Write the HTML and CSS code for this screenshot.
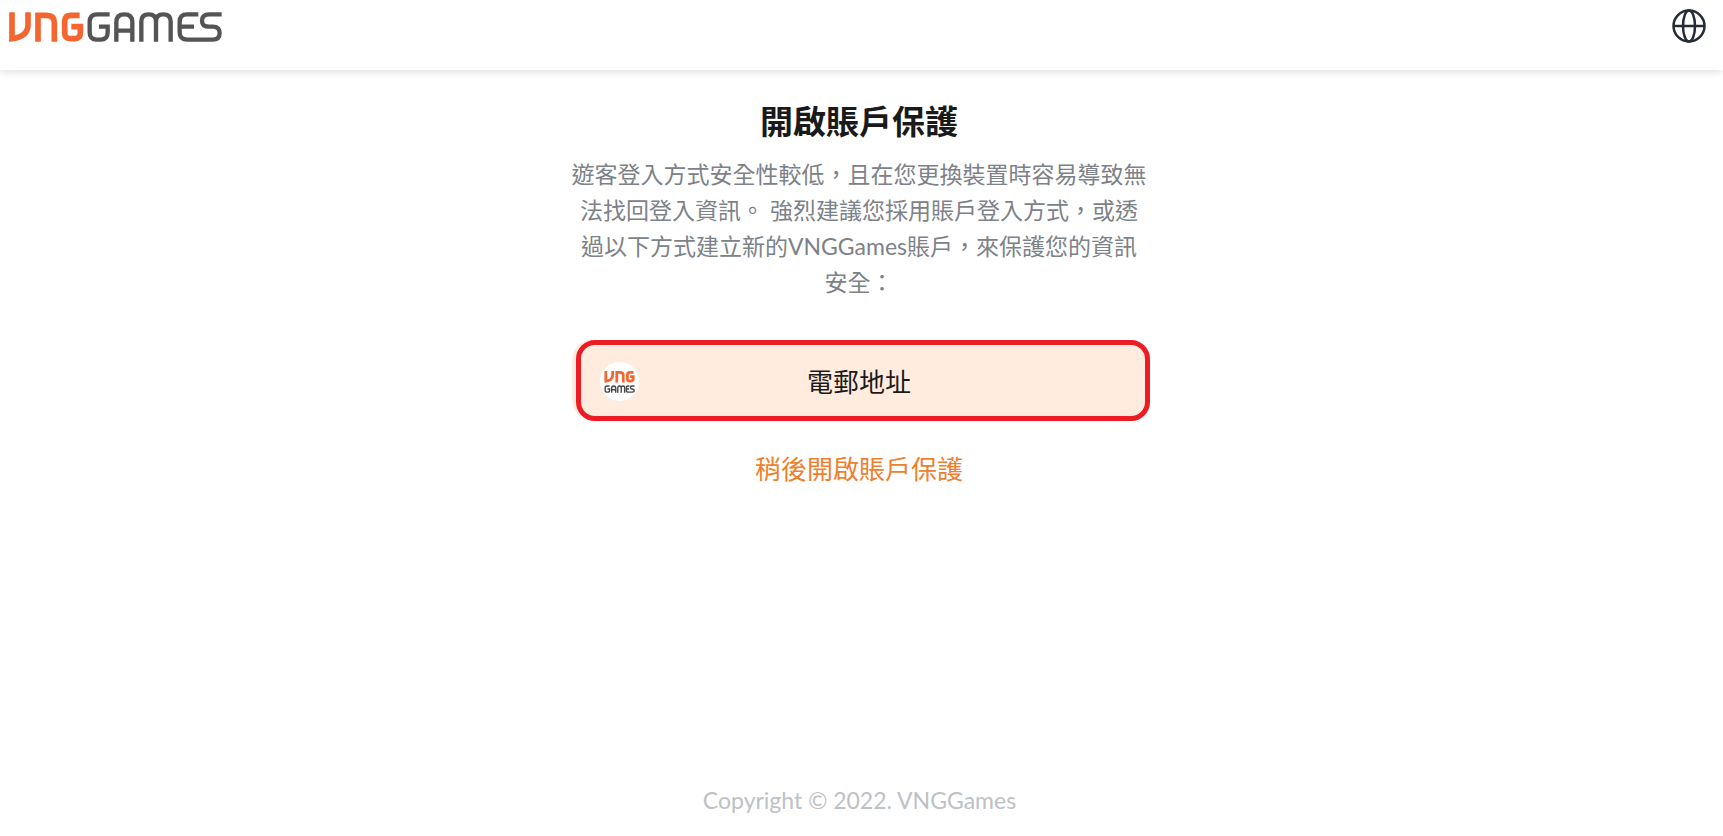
FILE: index.html
```html
<!DOCTYPE html>
<html lang="zh-Hant">
<head>
  <meta charset="utf-8" />
  <meta name="viewport" content="width=device-width, initial-scale=1" />
  <title>VNGGames</title>
  <link rel="stylesheet" href="styles.css">
</head>

<body>
  <header class="main-header">
    <a class="logo" href="#" aria-label="VNGGames">
      <svg viewBox="27 36 639 90" fill="none">
        <g stroke="#f5652f" stroke-width="17">
          <path d="M36 37V116C66 112 84 100 84 74V37" />
          <path d="M114 125V46H140Q163 46 163 68V125" />
          <path d="M239 46H213Q194 46 194 64V98Q194 116 213 116H222Q241 116 241 98V80H214" />
        </g>
        <g stroke="#545454" stroke-width="13">
          <path d="M329 43H292Q269 43 269 65V97Q269 119 290 119H302Q323 119 323 97V80H297" />
          <path d="M349 125V66Q349 43 373 43Q397 43 397 66V125M349 92H397" />
          <path d="M424 125V64Q424 43 446 43Q468 43 468 64V125M468 64Q468 43 490 43Q512 43 512 64V125" />
          <path d="M595 43H561Q539 43 539 65V97Q539 119 562 119H637Q659 119 659 99Q659 80 638 80H627Q606 80 606 62Q606 43 628 43H665M539 80H582" />
        </g>
      </svg>
    </a>
    <button class="language-button" type="button" aria-label="Language">
      <svg viewBox="0 0 34 34" fill="none" stroke="#262b38" stroke-width="2.5">
        <circle cx="17" cy="17" r="15.5" />
        <ellipse cx="17" cy="17" rx="6" ry="15.5" />
        <path d="M1 17H33" />
      </svg>
    </button>
  </header>

  <main class="protect">
    <h1 class="protect-title">開啟賬戶保護</h1>
    <p class="protect-text">遊客登入方式安全性較低，且在您更換裝置時容易導致無法找回登入資訊。 強烈建議您採用賬戶登入方式，或透過以下方式建立新的VNGGames賬戶，來保護您的資訊安全：</p>

    <button class="email-button" type="button">
      <svg class="email-icon" viewBox="0 0 114 114" fill="none">
        <circle cx="57" cy="57" r="57" fill="#fff" />
        <g stroke="#f5652f" stroke-width="8">
          <path d="M17 26V56C32 54 37 48 37 38V26" />
          <path d="M49 60V30H58Q68 30 68 39V60" />
          <path d="M98 30H88Q80 30 80 38V49Q80 56 88 56H90Q97 56 97 50V43H88" />
        </g>
        <g stroke="#454545" stroke-width="4">
          <path d="M28 70H21Q15 70 15 76V83Q15 88 21 88H22Q28 88 28 83V79H22" />
          <path d="M34 90V77Q34 70 40 70Q46 70 46 77V90M34 81H46" />
          <path d="M52 90V75Q52 70 57 70Q62 70 62 75V90M62 75Q62 70 67 70Q72 70 72 75V90" />
          <path d="M86 70H83Q77 70 77 75V83Q77 88 83 88H95Q100 88 100 84Q100 79 95 79H93Q89 79 89 74Q89 70 93 70H101M77 79H85" />
        </g>
      </svg>
      <span>電郵地址</span>
    </button>

    <a class="later-link" href="#">稍後開啟賬戶保護</a>
  </main>

  <footer class="main-footer">Copyright © 2022. VNGGames</footer>
</body>
</html>
```
FILE: styles.css
```css
* {
  box-sizing: border-box;
}

body {
  display: flex;
  flex-direction: column;
  min-height: 100vh;
  margin: 0;
  background-color: white;
  color: #1a1a1a;
  font-family: Lato, 'Noto Sans CJK TC', sans-serif;
  font-size: 23px;
}

.main-header {
  display: flex;
  justify-content: space-between;
  align-items: flex-start;
  height: 70px;
  padding: 9px 17px 0 9px;
  box-shadow: 0 2px 8px rgba(0, 0, 0, 0.13);
}

.logo {
  width: 213px;
  margin-top: 3px;
}

.logo svg,
.language-button svg {
  display: block;
  width: 100%;
}

.language-button {
  width: 34px;
  padding: 0;
  border: none;
  background: none;
  cursor: pointer;
}

.protect {
  display: flex;
  flex-direction: column;
  align-items: center;
  width: 100%;
  max-width: 580px;
  margin: 0 auto;
  padding: 27px 5px 0 0;
  text-align: center;
}

.protect-title {
  margin: 0;
  font-size: 33px;
  line-height: 48px;
}

.protect-text {
  margin: 11px 0 40px;
  color: #7d8188;
  line-height: 36px;
}

.email-button {
  position: relative;
  display: flex;
  align-items: center;
  justify-content: center;
  width: 100%;
  height: 80px;
  padding: 0;
  border: none;
  border-radius: 20px;
  background-color: #ffecdf;
  color: #1a1a1a;
  font-family: inherit;
  font-size: 26px;
  cursor: pointer;
}

/* Highlight frame, shifted to the right of the button */
.email-button::after {
  content: '';
  position: absolute;
  top: 0;
  left: 4px;
  right: -3px;
  bottom: -1px;
  border: 5px solid #ed1c24;
  border-radius: 19px;
}

.email-icon {
  position: absolute;
  top: 22px;
  left: 28px;
  width: 39px;
}

.later-link {
  margin-top: 30px;
  color: #ee7f2e;
  font-size: 26px;
  line-height: 38px;
  text-decoration: none;
}

.main-footer {
  margin-top: auto;
  padding: 0 4px 21px 0;
  color: #bdc1c6;
  line-height: 30px;
  text-align: center;
}
```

##########

**Task description**: Quote every line word for word and keep the images out of the copy.

**Answer to the exercise**:
Write the HTML and CSS code for this screenshot.
FILE: index.html
```html
<!DOCTYPE html>
<html lang="zh-Hant">
<head>
  <meta charset="utf-8" />
  <meta name="viewport" content="width=device-width, initial-scale=1" />
  <title>VNGGames</title>
  <link rel="stylesheet" href="styles.css">
</head>

<body>
  <header class="main-header">
    <a class="logo" href="#" aria-label="VNGGames">
      <svg viewBox="27 36 639 90" fill="none">
        <g stroke="#f5652f" stroke-width="17">
          <path d="M36 37V116C66 112 84 100 84 74V37" />
          <path d="M114 125V46H140Q163 46 163 68V125" />
          <path d="M239 46H213Q194 46 194 64V98Q194 116 213 116H222Q241 116 241 98V80H214" />
        </g>
        <g stroke="#545454" stroke-width="13">
          <path d="M329 43H292Q269 43 269 65V97Q269 119 290 119H302Q323 119 323 97V80H297" />
          <path d="M349 125V66Q349 43 373 43Q397 43 397 66V125M349 92H397" />
          <path d="M424 125V64Q424 43 446 43Q468 43 468 64V125M468 64Q468 43 490 43Q512 43 512 64V125" />
          <path d="M595 43H561Q539 43 539 65V97Q539 119 562 119H637Q659 119 659 99Q659 80 638 80H627Q606 80 606 62Q606 43 628 43H665M539 80H582" />
        </g>
      </svg>
    </a>
    <button class="language-button" type="button" aria-label="Language">
      <svg viewBox="0 0 34 34" fill="none" stroke="#262b38" stroke-width="2.5">
        <circle cx="17" cy="17" r="15.5" />
        <ellipse cx="17" cy="17" rx="6" ry="15.5" />
        <path d="M1 17H33" />
      </svg>
    </button>
  </header>

  <main class="protect">
    <h1 class="protect-title">開啟賬戶保護</h1>
    <p class="protect-text">遊客登入方式安全性較低，且在您更換裝置時容易導致無法找回登入資訊。 強烈建議您採用賬戶登入方式，或透過以下方式建立新的VNGGames賬戶，來保護您的資訊安全：</p>

    <button class="email-button" type="button">
      <svg class="email-icon" viewBox="0 0 114 114" fill="none">
        <circle cx="57" cy="57" r="57" fill="#fff" />
        <g stroke="#f5652f" stroke-width="8">
          <path d="M17 26V56C32 54 37 48 37 38V26" />
          <path d="M49 60V30H58Q68 30 68 39V60" />
          <path d="M98 30H88Q80 30 80 38V49Q80 56 88 56H90Q97 56 97 50V43H88" />
        </g>
        <g stroke="#454545" stroke-width="4">
          <path d="M28 70H21Q15 70 15 76V83Q15 88 21 88H22Q28 88 28 83V79H22" />
          <path d="M34 90V77Q34 70 40 70Q46 70 46 77V90M34 81H46" />
          <path d="M52 90V75Q52 70 57 70Q62 70 62 75V90M62 75Q62 70 67 70Q72 70 72 75V90" />
          <path d="M86 70H83Q77 70 77 75V83Q77 88 83 88H95Q100 88 100 84Q100 79 95 79H93Q89 79 89 74Q89 70 93 70H101M77 79H85" />
        </g>
      </svg>
      <span>電郵地址</span>
    </button>

    <a class="later-link" href="#">稍後開啟賬戶保護</a>
  </main>

  <footer class="main-footer">Copyright © 2022. VNGGames</footer>
</body>
</html>
```
FILE: styles.css
```css
* {
  box-sizing: border-box;
}

body {
  display: flex;
  flex-direction: column;
  min-height: 100vh;
  margin: 0;
  background-color: white;
  color: #1a1a1a;
  font-family: Lato, 'Noto Sans CJK TC', sans-serif;
  font-size: 23px;
}

.main-header {
  display: flex;
  justify-content: space-between;
  align-items: flex-start;
  height: 70px;
  padding: 9px 17px 0 9px;
  box-shadow: 0 2px 8px rgba(0, 0, 0, 0.13);
}

.logo {
  width: 213px;
  margin-top: 3px;
}

.logo svg,
.language-button svg {
  display: block;
  width: 100%;
}

.language-button {
  width: 34px;
  padding: 0;
  border: none;
  background: none;
  cursor: pointer;
}

.protect {
  display: flex;
  flex-direction: column;
  align-items: center;
  width: 100%;
  max-width: 580px;
  margin: 0 auto;
  padding: 27px 5px 0 0;
  text-align: center;
}

.protect-title {
  margin: 0;
  font-size: 33px;
  line-height: 48px;
}

.protect-text {
  margin: 11px 0 40px;
  color: #7d8188;
  line-height: 36px;
}

.email-button {
  position: relative;
  display: flex;
  align-items: center;
  justify-content: center;
  width: 100%;
  height: 80px;
  padding: 0;
  border: none;
  border-radius: 20px;
  background-color: #ffecdf;
  color: #1a1a1a;
  font-family: inherit;
  font-size: 26px;
  cursor: pointer;
}

/* Highlight frame, shifted to the right of the button */
.email-button::after {
  content: '';
  position: absolute;
  top: 0;
  left: 4px;
  right: -3px;
  bottom: -1px;
  border: 5px solid #ed1c24;
  border-radius: 19px;
}

.email-icon {
  position: absolute;
  top: 22px;
  left: 28px;
  width: 39px;
}

.later-link {
  margin-top: 30px;
  color: #ee7f2e;
  font-size: 26px;
  line-height: 38px;
  text-decoration: none;
}

.main-footer {
  margin-top: auto;
  padding: 0 4px 21px 0;
  color: #bdc1c6;
  line-height: 30px;
  text-align: center;
}
```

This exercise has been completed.